-- start of Dataset extract --
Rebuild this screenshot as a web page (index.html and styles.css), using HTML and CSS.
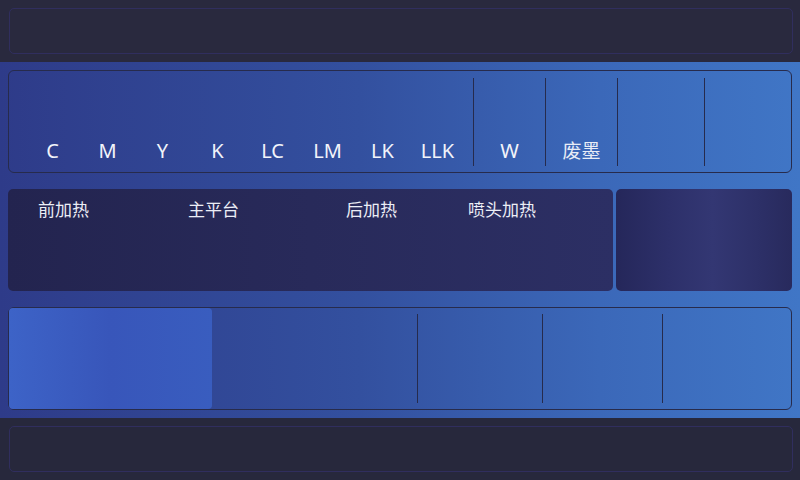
FILE: index.html
```html
<!DOCTYPE html>
<html lang="zh">
<head>
<meta charset="utf-8">
<title>Printer panel</title>
<link rel="stylesheet" href="styles.css">
</head>
<body>
<div class="page">
  <header class="bar bar-top"><div class="bar-box"></div></header>
  <main class="main">
    <section class="ink-box">
      <div class="ink-group">
        <div class="ink-cell">C</div>
        <div class="ink-cell">M</div>
        <div class="ink-cell">Y</div>
        <div class="ink-cell">K</div>
        <div class="ink-cell">LC</div>
        <div class="ink-cell">LM</div>
        <div class="ink-cell">LK</div>
        <div class="ink-cell">LLK</div>
      </div>
      <div class="vdiv"></div>
      <div class="ink-cell ink-mid">W</div>
      <div class="vdiv"></div>
      <div class="ink-cell ink-mid cjk">废墨</div>
      <div class="vdiv"></div>
      <div class="ink-cell ink-wide"></div>
      <div class="vdiv"></div>
      <div class="ink-cell ink-rest"></div>
    </section>
    <section class="mid-row">
      <div class="heat-panel">
        <div class="heat-label">前加热</div>
        <div class="heat-label">主平台</div>
        <div class="heat-label">后加热</div>
        <div class="heat-label">喷头加热</div>
      </div>
      <div class="side-panel"></div>
    </section>
    <section class="bottom-box">
      <div class="hl-block"></div>
      <div class="seg seg-a"></div>
      <div class="vdiv"></div>
      <div class="seg seg-b"></div>
      <div class="vdiv"></div>
      <div class="seg seg-c"></div>
      <div class="vdiv"></div>
      <div class="seg seg-rest"></div>
    </section>
  </main>
  <footer class="bar bar-bottom"><div class="bar-box"></div></footer>
</div>
</body>
</html>
```
FILE: styles.css
```css
* { box-sizing: border-box; }
html, body { margin: 0; padding: 0; }
body {
  width: 800px;
  height: 480px;
  overflow: hidden;
  background: #29293e;
  font-family: "Noto Sans", "Noto Sans CJK SC", sans-serif;
  color: #f2f4fa;
}
.page {
  width: 800px;
  height: 480px;
  display: flex;
  flex-direction: column;
}
.bar {
  height: 62px;
  padding: 8px 7px 8px 9px;
  display: flex;
}
.bar-top { background: #29293e; }
.bar-bottom { background: #27283c; }
.bar-box {
  flex: 1;
  border: 1px solid #302e5e;
  border-radius: 5px;
}
.main {
  height: 356px;
  padding: 8px 8px 8px 8px;
  background: linear-gradient(90deg, #2e3b89 0%, #33509f 45%, #3b68b9 75%, #4076c6 100%);
  display: flex;
  flex-direction: column;
}
.ink-box {
  width: 784px;
  height: 103px;
  border: 1px solid #272b4c;
  border-radius: 6px;
  padding: 7px 0 6px 0;
  display: flex;
}
.ink-group {
  display: flex;
  padding-left: 16px;
  margin-right: 8px;
}
.ink-cell {
  width: 55px;
  display: flex;
  align-items: flex-end;
  justify-content: center;
  font-size: 20px;
  line-height: 24px;
  padding-bottom: 3px;
}
.ink-mid { width: 71px; }
.ink-wide { width: 86px; }
.ink-rest { flex: 1; }
.cjk { font-size: 19px; color: #e8ecf6; }
.vdiv {
  width: 1px;
  background: #262b4d;
  flex: none;
}
.mid-row {
  margin-top: 16px;
  height: 102px;
  display: flex;
  gap: 3px;
}
.heat-panel {
  width: 605px;
  border-radius: 5px;
  background: linear-gradient(90deg, #23244f 0%, #282a5a 50%, #2c2f64 100%);
  display: grid;
  grid-template-columns: 150px 158px 122px auto;
  align-content: start;
  padding: 9px 0 0 30px;
}
.heat-label {
  font-size: 17px;
  line-height: 24px;
  color: #eceef6;
}
.side-panel {
  flex: 1;
  border-radius: 5px;
  background: linear-gradient(90deg, #25275a 0%, #2d306a 30%, #333773 55%, #2d3068 80%, #282a5d 100%);
}
.bottom-box {
  margin-top: 16px;
  width: 784px;
  height: 103px;
  border: 1px solid #272b4c;
  border-radius: 6px;
  display: flex;
}
.bottom-box .vdiv { margin: 6px 0 6px 0; }
.hl-block {
  width: 203px;
  border-radius: 4px;
  background: linear-gradient(90deg, #3d63c7 0%, #3856ba 50%, #395dbf 100%);
}
.seg-a { width: 205px; }
.seg-b { width: 124px; }
.seg-c { width: 119px; }
.seg-rest { flex: 1; }
```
-- end of Dataset extract --
**What to work on:**
Report how many lines of the data contain the word "page", using the number alone.

**The solution:**
3